- The Washington Times - Wednesday, August 11, 2021

Montrezl Harrell‘s best friend is Lou Williams, his former teammate on the Los Angeles Clippers, and Harrell says he learned a lot from his buddy’s career. 

For example: Williams, Harrell said, has never signed a contract for more than $10 million annually in 17 seasons. And he’s never been a consistent starter in the NBA.

But Williams is a three-time Sixth Man of the Year.

“He taught me early on that this game is going to have a lot of ups and a lot of downs,” Harrell said Wednesday, “but just don’t never let it get you too low.” 

Williams’ path helped Harrell keep perspective last year during a challenging season with the Los Angeles Lakers when Harrell, a key free-agent signing months earlier, unexpectedly had his playing time cut after the Lakers added Andre Drummond on a midseason buyout.



The Lakers had three centers in Marc Gasol, Drummond and Harrell (four if you count Anthony Davis) — and while coach Frank Vogel juggled lineups to find the right fit, the situation left hardly any of them satisfied.  

It was a situation that, in all honesty, might prepare Harrell for his time with the Wizards. After the Wizards acquired him in the Russell Westbrook deal, Harrell again lands on a roster that has two other legitimate centers: Daniel Gafford and Thomas Bryant. New coach Wes Unseld Jr. will have to balance minutes for a roster that’s deeper than last year when Washington’s three big man rotation surprisingly worked under Scott Brooks. 

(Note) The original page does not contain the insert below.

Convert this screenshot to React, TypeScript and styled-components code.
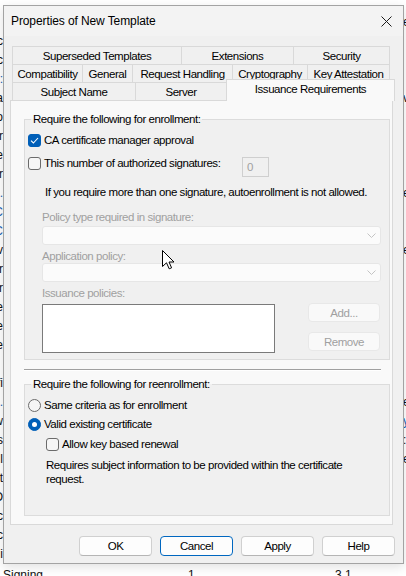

At 6-foot-7, Harrell is much smaller than the NBA’s typical center. But his lack of size is made up for by near-constant energy that provides a spark off the bench. 

“Trez is a monster,” said guard Kentavious Caldwell-Pope, who arrived with Harrell in the trade to Washington. “You can see it when he plays. He’s very passionate — when he plays. 

“The situation he was in, in L.A. with the three bigs, it was tough on him. That would be tough on everybody, knowing your caliber of play, knowing the team could use you and you’re still not getting the type of minutes or the playing time that you want.”

Caldwell-Pope said Harrell handled it “as best as he could,” adding he sees an excited teammate eager to join the Wizards. With the Lakers, Harrell averaged 25.3 minutes per game prior to Drummond’s arrival — only for that number to drop to 17.8 afterward. He was a healthy scratch on three occasions, a trend that carried over to the playoffs when Harrell didn’t play in Games 2 and 3 against the Phoenix Suns. He averaged just 9.8 minutes per game in the postseason. 

The shift in playing time was quite different from the year before, when Harrell emerged as a Sixth Man of the Year candidate with the Clippers. That season, Harrell scored a career-high 18.6 points per game and made for a lethal pick-and-roll player with Williams. 

Despite the down year, Harrell ultimately exercised his $9.7 million player option at the end of the season.

If he had opted out, Harrell could have had more freedom over his next destination in free agency — rather than getting traded to the Wizards and dealing with another center log jam. But then again, $9.7 million is $9.7 million and there’s no guarantee Harrell would have gotten that on the open market. 

As he spoke to reporters Wednesday, Harrell declined to say why he opted in and instead referred the question to his agent, Rich Paul. But the 2015 second-rounder seemed to embrace his role — whatever it might be.

“I’m just looking to come in here and get better, and do everything I can to help put this team in position to not only to make the playoffs, but shock a whole lot of people,” Harrell said. 

Harrell said he learned “how to be a great teammate” with the Lakers

“I feel like earlier in my career, I would have been upset,” Harrell said. “I would have been trying to figure out who I could cuss out to figure out why I wasn’t on the floor. But I figured out how to be a great teammate and really just cheer on the guys who are on the floor. … It was just making sure I stayed locked in.”